Do this: Only lines with the string "React" matter here; gather them from the material below.

____ Data excerpt

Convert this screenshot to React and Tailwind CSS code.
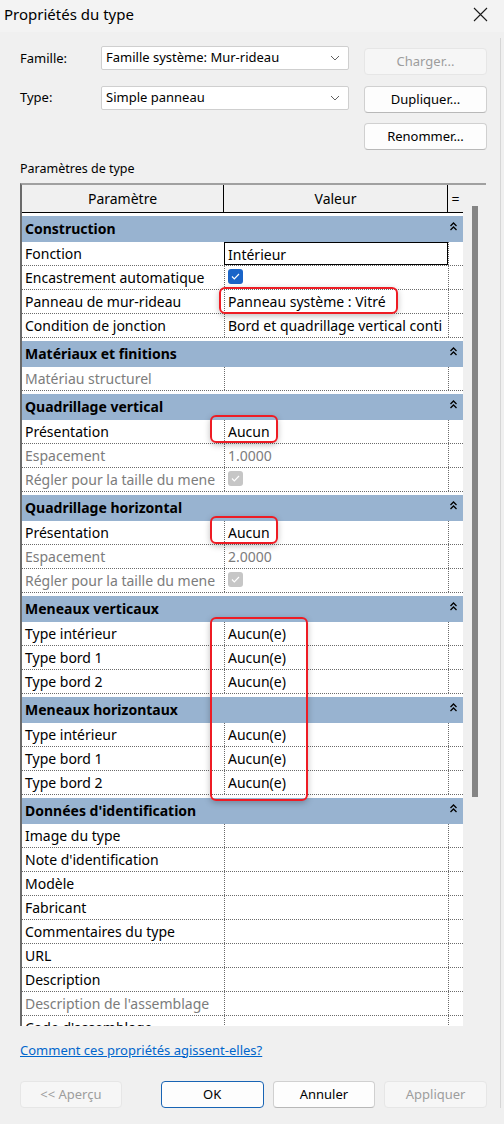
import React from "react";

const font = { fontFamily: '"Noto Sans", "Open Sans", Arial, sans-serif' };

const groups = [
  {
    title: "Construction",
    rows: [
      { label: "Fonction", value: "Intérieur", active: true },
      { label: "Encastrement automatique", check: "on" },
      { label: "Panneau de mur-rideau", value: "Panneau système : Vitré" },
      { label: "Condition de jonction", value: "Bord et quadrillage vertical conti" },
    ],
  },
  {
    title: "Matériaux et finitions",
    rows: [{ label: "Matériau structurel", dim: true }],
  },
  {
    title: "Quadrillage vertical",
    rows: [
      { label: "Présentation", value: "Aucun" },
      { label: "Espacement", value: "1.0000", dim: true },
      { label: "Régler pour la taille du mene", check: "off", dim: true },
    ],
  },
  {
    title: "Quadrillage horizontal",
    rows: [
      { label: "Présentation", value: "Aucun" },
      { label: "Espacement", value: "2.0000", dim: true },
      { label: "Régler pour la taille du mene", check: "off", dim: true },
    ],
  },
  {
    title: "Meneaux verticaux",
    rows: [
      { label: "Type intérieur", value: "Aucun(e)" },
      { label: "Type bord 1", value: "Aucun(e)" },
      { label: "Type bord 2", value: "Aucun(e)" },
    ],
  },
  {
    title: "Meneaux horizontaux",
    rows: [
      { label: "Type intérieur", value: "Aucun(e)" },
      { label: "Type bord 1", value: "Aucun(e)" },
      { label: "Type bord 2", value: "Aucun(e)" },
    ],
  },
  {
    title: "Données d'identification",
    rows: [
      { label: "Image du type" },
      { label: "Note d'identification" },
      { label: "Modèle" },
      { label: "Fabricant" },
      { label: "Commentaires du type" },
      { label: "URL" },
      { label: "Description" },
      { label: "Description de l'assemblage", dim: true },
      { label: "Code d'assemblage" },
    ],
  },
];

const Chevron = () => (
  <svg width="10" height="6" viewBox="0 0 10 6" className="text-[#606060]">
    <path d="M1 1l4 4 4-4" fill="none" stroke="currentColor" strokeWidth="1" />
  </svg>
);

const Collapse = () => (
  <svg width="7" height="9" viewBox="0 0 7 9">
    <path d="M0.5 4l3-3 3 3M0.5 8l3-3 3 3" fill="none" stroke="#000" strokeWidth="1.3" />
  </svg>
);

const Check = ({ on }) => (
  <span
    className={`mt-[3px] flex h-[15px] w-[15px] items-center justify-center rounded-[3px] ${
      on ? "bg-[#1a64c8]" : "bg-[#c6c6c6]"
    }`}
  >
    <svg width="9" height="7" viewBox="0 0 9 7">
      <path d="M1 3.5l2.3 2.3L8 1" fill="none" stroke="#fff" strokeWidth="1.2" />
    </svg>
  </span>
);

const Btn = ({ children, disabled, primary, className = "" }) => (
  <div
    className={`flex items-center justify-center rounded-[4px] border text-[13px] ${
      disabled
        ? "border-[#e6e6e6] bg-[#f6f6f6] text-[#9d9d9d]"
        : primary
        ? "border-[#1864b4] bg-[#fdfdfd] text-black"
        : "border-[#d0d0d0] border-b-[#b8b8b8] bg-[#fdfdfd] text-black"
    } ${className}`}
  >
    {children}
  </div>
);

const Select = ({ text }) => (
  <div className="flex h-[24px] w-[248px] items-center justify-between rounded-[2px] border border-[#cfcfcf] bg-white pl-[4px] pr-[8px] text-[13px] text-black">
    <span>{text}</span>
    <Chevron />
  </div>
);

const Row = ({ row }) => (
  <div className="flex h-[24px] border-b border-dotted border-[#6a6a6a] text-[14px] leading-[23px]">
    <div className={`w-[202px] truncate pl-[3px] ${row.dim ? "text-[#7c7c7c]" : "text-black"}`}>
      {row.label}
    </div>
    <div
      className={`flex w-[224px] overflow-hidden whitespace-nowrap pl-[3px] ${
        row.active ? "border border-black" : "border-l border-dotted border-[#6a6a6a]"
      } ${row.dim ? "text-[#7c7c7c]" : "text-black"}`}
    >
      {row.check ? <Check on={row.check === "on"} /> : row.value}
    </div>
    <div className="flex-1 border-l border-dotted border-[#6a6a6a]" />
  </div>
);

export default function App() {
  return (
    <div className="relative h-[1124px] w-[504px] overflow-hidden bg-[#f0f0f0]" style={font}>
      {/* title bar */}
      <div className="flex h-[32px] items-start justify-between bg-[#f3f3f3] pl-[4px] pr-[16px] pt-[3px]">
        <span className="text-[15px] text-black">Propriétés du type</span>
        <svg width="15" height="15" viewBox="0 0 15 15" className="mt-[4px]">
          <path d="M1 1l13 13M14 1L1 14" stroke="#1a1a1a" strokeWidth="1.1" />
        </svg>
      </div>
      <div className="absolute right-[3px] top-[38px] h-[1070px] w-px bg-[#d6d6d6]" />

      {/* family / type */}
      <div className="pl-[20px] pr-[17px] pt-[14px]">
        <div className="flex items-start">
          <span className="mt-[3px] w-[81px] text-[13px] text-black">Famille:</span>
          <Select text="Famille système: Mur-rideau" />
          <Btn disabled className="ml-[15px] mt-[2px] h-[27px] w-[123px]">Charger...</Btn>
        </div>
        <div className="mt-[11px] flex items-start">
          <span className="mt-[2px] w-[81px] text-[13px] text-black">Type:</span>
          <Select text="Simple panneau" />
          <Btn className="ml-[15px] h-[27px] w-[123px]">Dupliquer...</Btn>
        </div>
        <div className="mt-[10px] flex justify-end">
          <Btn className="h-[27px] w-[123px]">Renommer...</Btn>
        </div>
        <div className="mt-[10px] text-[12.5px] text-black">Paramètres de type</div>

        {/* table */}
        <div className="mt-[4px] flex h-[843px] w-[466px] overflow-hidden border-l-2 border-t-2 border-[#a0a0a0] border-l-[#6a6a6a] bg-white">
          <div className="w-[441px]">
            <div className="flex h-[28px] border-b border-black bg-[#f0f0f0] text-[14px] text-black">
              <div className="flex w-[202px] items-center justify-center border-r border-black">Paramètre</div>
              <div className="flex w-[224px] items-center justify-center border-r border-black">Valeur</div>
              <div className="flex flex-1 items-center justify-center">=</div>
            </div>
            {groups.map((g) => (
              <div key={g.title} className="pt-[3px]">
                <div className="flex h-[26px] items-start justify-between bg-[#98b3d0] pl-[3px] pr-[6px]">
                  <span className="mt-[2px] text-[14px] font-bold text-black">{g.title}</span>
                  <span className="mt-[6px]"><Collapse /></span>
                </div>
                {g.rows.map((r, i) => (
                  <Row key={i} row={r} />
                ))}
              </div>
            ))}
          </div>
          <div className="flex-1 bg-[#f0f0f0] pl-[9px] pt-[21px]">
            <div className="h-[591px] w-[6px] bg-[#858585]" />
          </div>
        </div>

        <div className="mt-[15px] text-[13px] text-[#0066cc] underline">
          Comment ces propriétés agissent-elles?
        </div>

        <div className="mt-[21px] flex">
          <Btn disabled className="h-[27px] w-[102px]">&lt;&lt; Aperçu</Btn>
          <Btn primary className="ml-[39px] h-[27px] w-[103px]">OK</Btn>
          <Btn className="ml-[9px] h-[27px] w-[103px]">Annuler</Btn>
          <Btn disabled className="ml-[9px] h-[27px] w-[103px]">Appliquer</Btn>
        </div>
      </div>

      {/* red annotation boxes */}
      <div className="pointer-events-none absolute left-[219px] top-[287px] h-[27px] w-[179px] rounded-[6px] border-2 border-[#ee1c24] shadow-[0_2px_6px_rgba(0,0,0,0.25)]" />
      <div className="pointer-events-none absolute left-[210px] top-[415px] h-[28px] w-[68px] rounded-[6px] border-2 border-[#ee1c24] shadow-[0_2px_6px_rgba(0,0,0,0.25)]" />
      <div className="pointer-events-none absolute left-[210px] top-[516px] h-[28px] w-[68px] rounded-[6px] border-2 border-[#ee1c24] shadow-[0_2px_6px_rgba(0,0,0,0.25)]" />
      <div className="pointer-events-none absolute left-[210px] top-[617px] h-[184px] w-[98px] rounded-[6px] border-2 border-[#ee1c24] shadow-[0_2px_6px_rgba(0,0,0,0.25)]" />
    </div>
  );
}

________

Written answer:
Convert this screenshot to React and Tailwind CSS code.
import React from "react";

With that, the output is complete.